The paucity of ambition in that pledge is hard to fathom and on the surface it looks like a calamity for the UK energy efficiency sector. But in fact there are reasons for hope.

The first reason is that David Cameron promised in 2013 to make the UK the most energy efficient economy in the world. He is personally ambitious on this issue. He just doesn’t want the cost all loaded on to energy bills.

The second is that the Conservatives committed themselves in their manifesto to cost effective decarbonisation measures and to support the Climate Change Act. There is no way they can deliver that ambition without significantly ramping up energy efficiency.

The third reason is that the Treasury has plans for £100 Billion of infrastructure investment over the next 5 years. Economic evidence published last autumn by Cambridge Econometrics shows that using a tiny percentage of these capital funds to invest in energy efficiency would represent high value for money as an infrastructure investment and deliver a world class energy efficiency programme. It could reduce gas imports, slash energy bills, make big NHS savings and generate 100,000 jobs.

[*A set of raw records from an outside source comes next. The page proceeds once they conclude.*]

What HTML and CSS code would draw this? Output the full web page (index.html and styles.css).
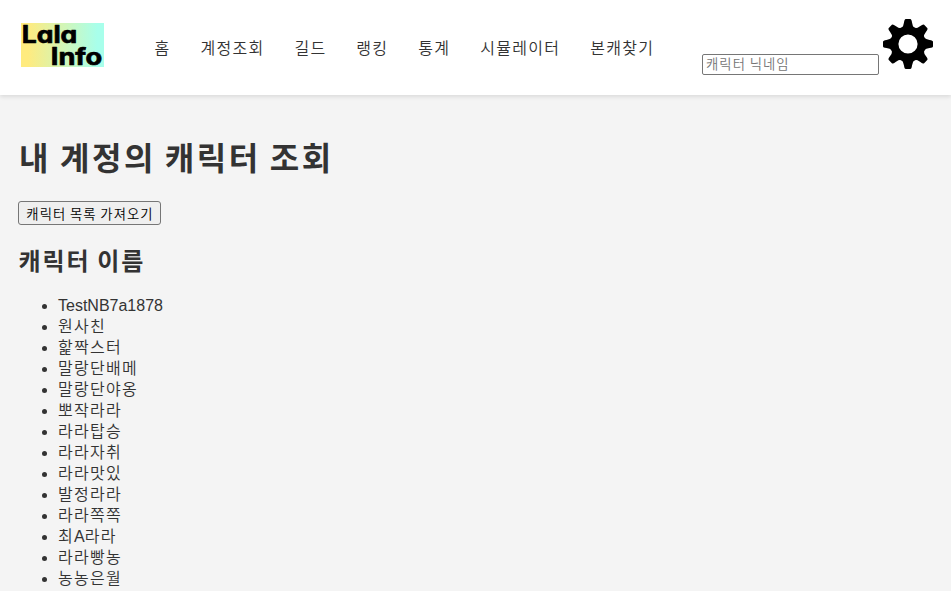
FILE: index.html
```html
<!DOCTYPE html>
<html lang="ko">
<head>
    <meta charset="UTF-8">
    <title>Lala Info</title>
    <link rel="stylesheet" href="styles.css">
</head>
<body>
    <header class="header">
        <a class="logo" href="#">
            <svg width="83" height="44" viewBox="0 0 83 44">
                <text x="0.8" y="20.2" textLength="55.5" lengthAdjust="spacingAndGlyphs">Lala</text>
                <text x="29.8" y="42.4" textLength="51.5" lengthAdjust="spacingAndGlyphs">Info</text>
            </svg>
        </a>
        <nav class="menu">
            <a href="#">홈</a>
            <a href="#">계정조회</a>
            <a href="#">길드</a>
            <a href="#">랭킹</a>
            <a href="#">통계</a>
            <a href="#">시뮬레이터</a>
            <a href="#">본캐찾기</a>
        </nav>
        <div class="search">
            <input type="text" class="search-input" placeholder="캐릭터 닉네임">
            <svg class="gear" width="50" height="50" viewBox="-25 -25 50 50">
                <defs>
                    <path id="tooth" d="M-6.4 -16 Q-4.4 -18 -4 -21.5 Q-3.6 -25 -2.2 -25 H2.2 Q3.6 -25 4 -21.5 Q4.4 -18 6.4 -16 Z"/>
                </defs>
                <use href="#tooth"/>
                <use href="#tooth" transform="rotate(45)"/>
                <use href="#tooth" transform="rotate(90)"/>
                <use href="#tooth" transform="rotate(135)"/>
                <use href="#tooth" transform="rotate(180)"/>
                <use href="#tooth" transform="rotate(225)"/>
                <use href="#tooth" transform="rotate(270)"/>
                <use href="#tooth" transform="rotate(315)"/>
                <circle r="13.7" fill="none" stroke="#000" stroke-width="8.2"/>
            </svg>
        </div>
    </header>
    <main class="content">
        <h1>내 계정의 캐릭터 조회</h1>
        <button class="load-btn" type="button">캐릭터 목록 가져오기</button>
        <h2>캐릭터 이름</h2>
        <ul class="names">
            <li class="latin">TestNB7a1878</li>
            <li>원사친</li>
            <li>핥짝스터</li>
            <li>말랑단배메</li>
            <li>말랑단야옹</li>
            <li>뽀작라라</li>
            <li>라라탑승</li>
            <li>라라자취</li>
            <li>라라맛있</li>
            <li>발정라라</li>
            <li>라라쪽쪽</li>
            <li>최<span class="latin">A</span>라라</li>
            <li>라라빵농</li>
            <li>농농은월</li>
        </ul>
    </main>
</body>
</html>
```
FILE: styles.css
```css
html, body {
    height: 100%;
    margin: 0;
    padding: 0;
}
body {
    font-family: "Liberation Sans", "Noto Sans CJK KR", sans-serif;
    font-weight: 350;
    color: #333;
    background-color: #f4f4f4;
    letter-spacing: 0.08em;
    word-spacing: -0.08em;
    overflow: hidden;
}
.header {
    display: flex;
    align-items: center;
    box-sizing: border-box;
    height: 95px;
    padding: 0 18px 0 21px;
    background-color: #fff;
    box-shadow: 0 2px 4px rgba(0,0,0,0.1);
}
.logo {
    height: 44px;
    margin-top: -5px;
    background: linear-gradient(to right, #ffeb7f 8%, #a8ffeb 92%);
}
.logo svg {
    display: block;
    overflow: visible;
}
.logo text {
    font-family: Inter, sans-serif;
    font-size: 24px;
    font-weight: 700;
    font-feature-settings: "cv11";
    letter-spacing: 0;
    word-spacing: 0;
    fill: #000;
    stroke: #000;
    stroke-width: 0.7;
    stroke-linejoin: round;
}
.menu {
    display: flex;
    gap: 31.2px;
    margin-left: 50.5px;
    padding-top: 2px;
}
.menu a {
    color: #333;
    text-decoration: none;
    line-height: 20px;
    margin-right: -0.08em;
}
.search {
    display: flex;
    align-items: flex-end;
    gap: 4px;
    height: 56px;
    margin-top: -1px;
    margin-left: auto;
}
.search-input {
    box-sizing: border-box;
    width: 177px;
    height: 21px;
    padding: 1px 2px 1px 3px;
    border: 1px solid #767676;
    border-radius: 2px;
    font: 350 13.333px "Liberation Sans", "Noto Sans CJK KR", sans-serif;
    letter-spacing: 0.08em;
    word-spacing: -0.08em;
}
.search-input::placeholder {
    color: #757575;
}
.gear {
    align-self: flex-start;
}
.content {
    padding: 0 18px;
}
h1, h2 {
    letter-spacing: 0.08em;
    word-spacing: -0.08em;
}
h1 {
    margin: 0;
    padding: 42px 0 0 1px;
    font-size: 32px;
    line-height: 44px;
}
.load-btn {
    display: block;
    box-sizing: border-box;
    width: 143px;
    height: 24px;
    margin-top: 20px;
    padding: 0 0 0 1px;
    border: 1px solid #767676;
    border-radius: 3px;
    background-color: #efefef;
    color: #000;
    font: 350 13.333px "Liberation Sans", "Noto Sans CJK KR", sans-serif;
    letter-spacing: 0.08em;
    word-spacing: -0.08em;
}
h2 {
    margin: 21px 0 17px;
    padding-left: 0.5px;
    font-size: 24px;
    line-height: 32px;
}
.names {
    margin: 0;
    padding-left: 40px;
}
.names li {
    line-height: 21px;
}
.latin {
    letter-spacing: 0;
}
```
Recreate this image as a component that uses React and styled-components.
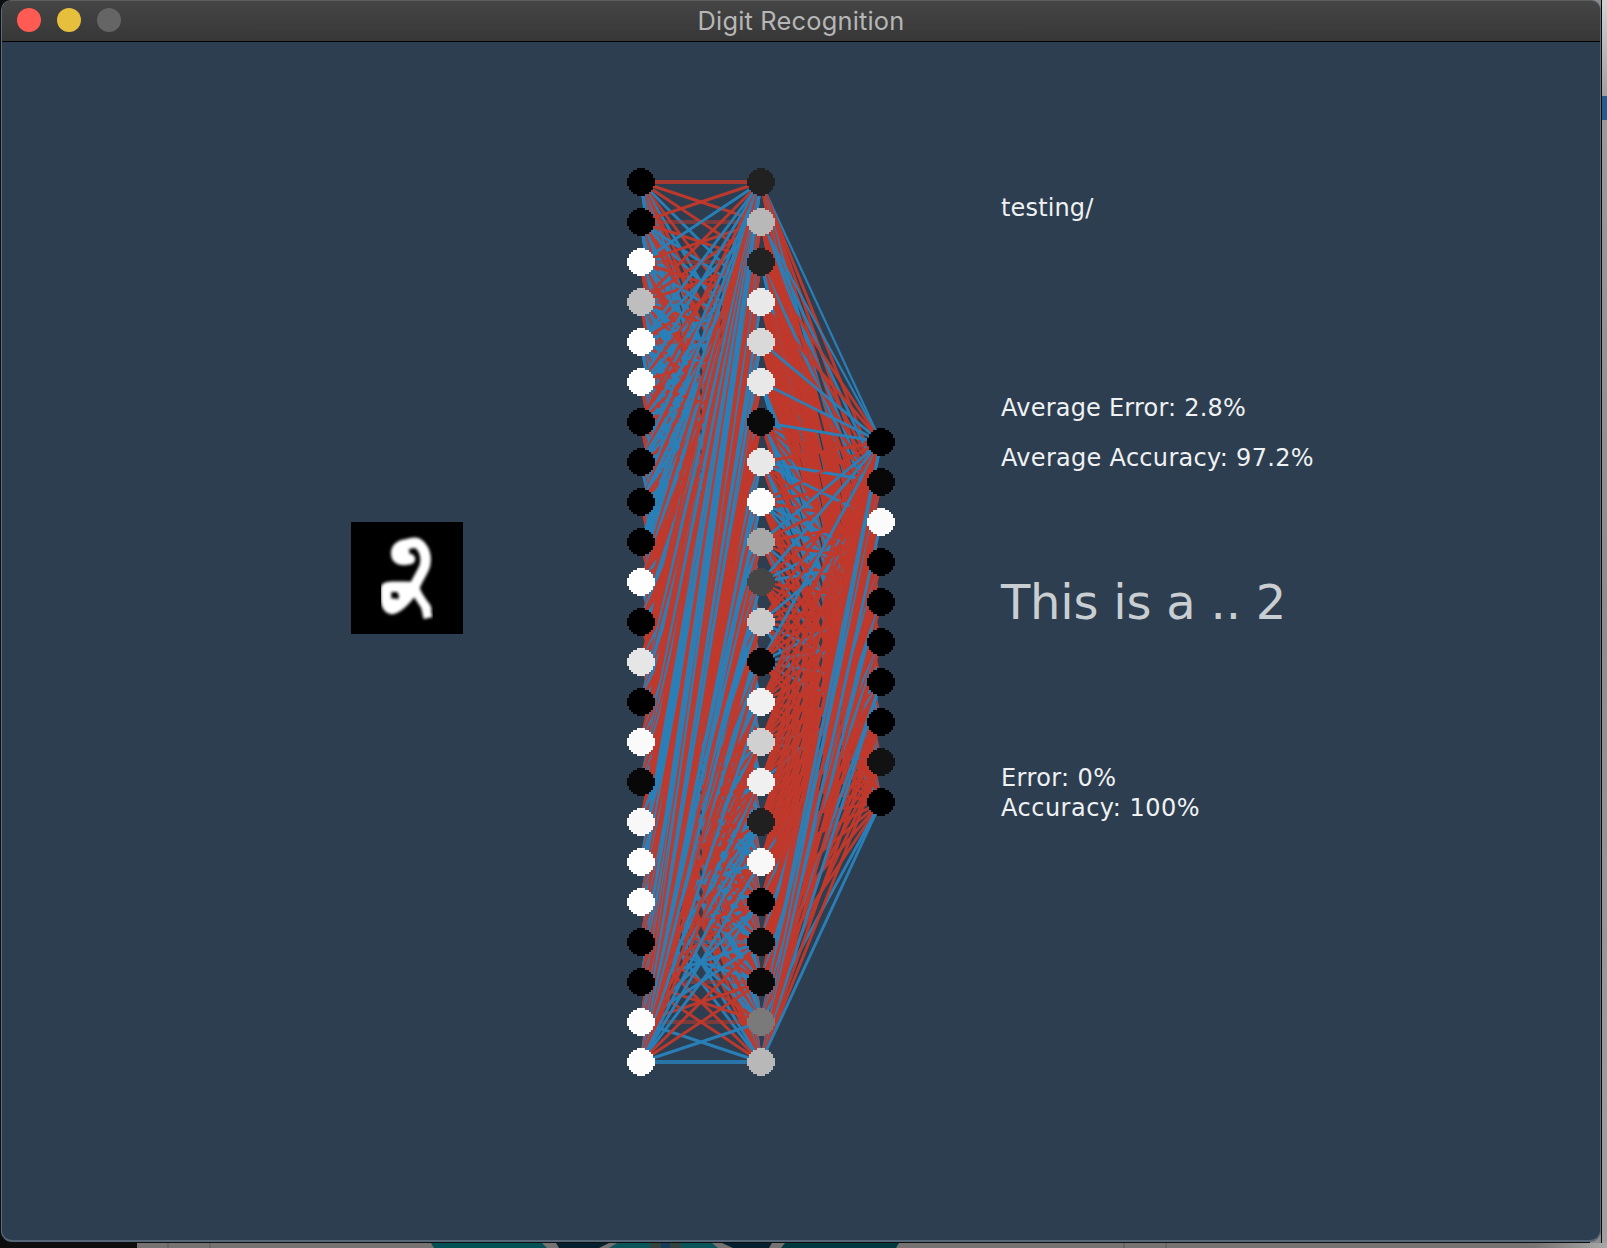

As Amber Rudd takes her place as newly appointed Secretary of State at the Department of Energy and Climate Change (DECC), she needs to put energy efficiency infrastructure investment at the top of the pile of DECC negotiating priorities on the Comprehensive Spending Review. No other infrastructure investment can achieve so much. It is a golden opportunity to save energy, boost the economy and end fuel poverty. It must not be wasted.